One last point – the clustering effect

Most of you are familiar with Michael Porter’s work on industry clusters. Porter in the 1990s did a pile of research and concluded industries that are clustered in a geographic location have a far better chance of success in the long term than onesy and twosy orphaned plants. For example, if you have a cluster of 20 confectionary manufacturers that industry will be far more viable long term than if you have one single chocolate factory.

The logic behind this is solid. If you have 20 firms, then the training industry will start developing customized confectionary industry training. Suppliers will set up in the community. Universities will conduct confectionary research. Etc.

And that is why I don’t understand why our guys in New Brunswick (the NB Biz Council) don’t want the province to be attracting industry. If I was Ganong, I’d be the first one pushing for the development of a cluster of confectionary firms. I have said on these pages before that literally several dozen European confectionary manufacturers – including the big names – Lindt, Nestle, etc. have set up plants in North American in the past 10 years. Why not in New Brunswick?
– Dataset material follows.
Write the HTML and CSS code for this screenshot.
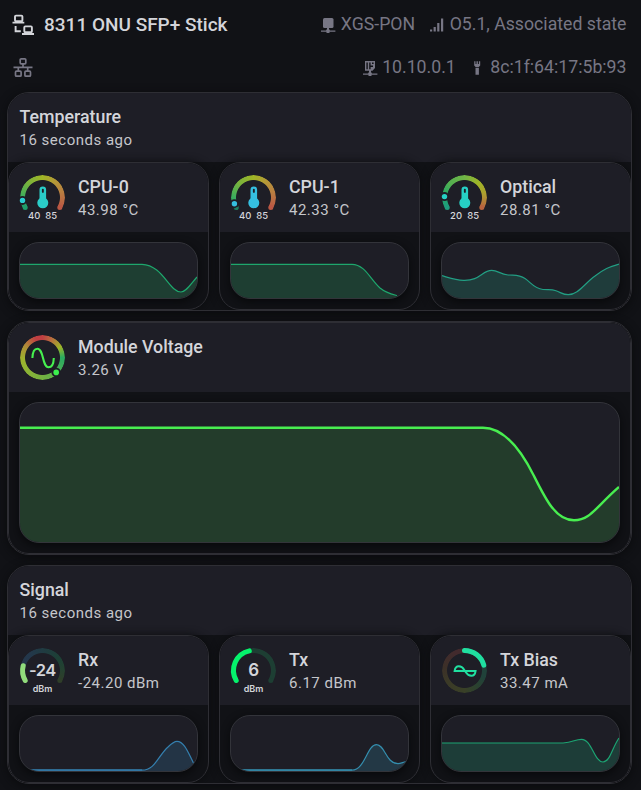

Sure, there are some ‘negative’ effects such as the elevation of wages, competition for specialized talent. Sure some of the weaker firms go under or are taken out. But the research is clear, in the long run, companies have far better chance of success when part of a cluster than not. And this applies not only to manufacturers. IT firms, animation firms, the film industry, etc. all benefit from clustering effects.

Ganong himself was quoted a couple of years ago as saying he would be far better off with his plant in Mississuaga and that he was only in St. Stephen because of his deep roots in the community.

For me, ‘deep roots’ and nostalgia are not good long term reason for firms to be located here.

So when 70 of Alabama’s biggest firms and institutions get together and form a partnership funded with a budget of millions of dollars to attract industry to the state, you can see why. Mercedes-Benz wants more auto manufacturers and suppilers in Alabama. Aerospace manufacturing firms what more of their kind in that state. Why did Alabama just attract a $3 billion steel plant? Because there are several hundred manufacturers that will use the steel.

Our guys, the provincial business leaders, need to stand up and lead efforts to grow and attract industry here – not impede it.